Huh, so in _some_ contexts, !fe->pte means that we've got a huge pmd.  I
don't remember seeing that spelled out in the structure comments.



>>> +	if (unlikely(pmd_none(*fe->pmd))) {
>>> +		/*
>>> +		 * Leave __pte_alloc() until later: because vm_ops->fault may
>>> +		 * want to allocate huge page, and if we expose page table
>>> +		 * for an instant, it will be difficult to retract from
>>> +		 * concurrent faults and from rmap lookups.
>>> +		 */
>>> +	} else {
>>> +		/*
>>> +		 * A regular pmd is established and it can't morph into a huge
>>> +		 * pmd from under us anymore at this point because we hold the
>>> +		 * mmap_sem read mode and khugepaged takes it in write mode.
>>> +		 * So now it's safe to run pte_offset_map().
>>> +		 */
>>> +		fe->pte = pte_offset_map(fe->pmd, fe->address);
>>> +
>>> +		entry = *fe->pte;
>>> +		barrier();
>>
>> Barrier because....?

Did you miss a response here, Kirill?

>>> +		if (pte_none(entry)) {
>>> +			pte_unmap(fe->pte);
>>> +			fe->pte = NULL;
>>> +		}
>>> +	}
>>> +
>>>  	/*
>>>  	 * some architectures can have larger ptes than wordsize,
>>>  	 * e.g.ppc44x-defconfig has CONFIG_PTE_64BIT=y and CONFIG_32BIT=y,
>>>  	 * so READ_ONCE or ACCESS_ONCE cannot guarantee atomic accesses.
>>> -	 * The code below just needs a consistent view for the ifs and
>>> +	 * The code above just needs a consistent view for the ifs and
>>>  	 * we later double check anyway with the ptl lock held.
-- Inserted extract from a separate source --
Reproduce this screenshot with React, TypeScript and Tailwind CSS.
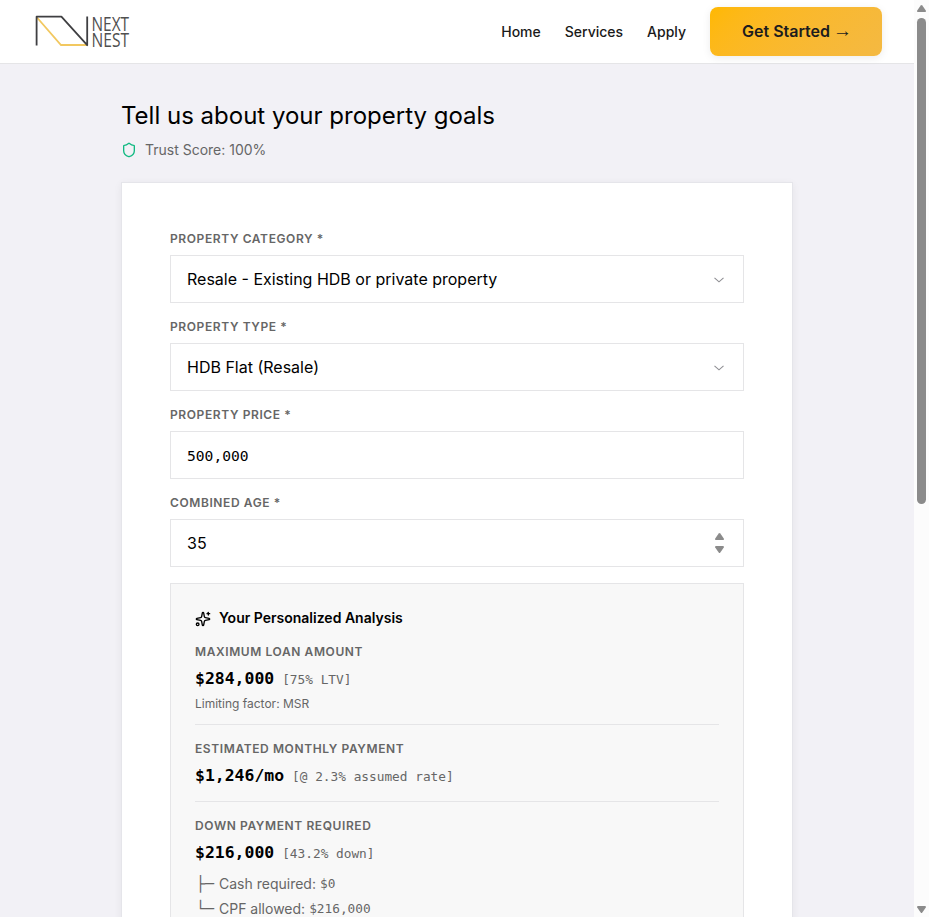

So here
>>>  	 * a barrier will do.
>>>  	 */
>>
>> Looks like the barrier got moved, but not the comment.
> 
> Moved.
> 
>> Man, that's a lot of code.
> 
> Yeah. I don't see a sensible way to split it. :-/

Can you do the "postpone allocation" parts without adding additional THP
code?  Or does the postponement just add all of the extra THP-handling
spots?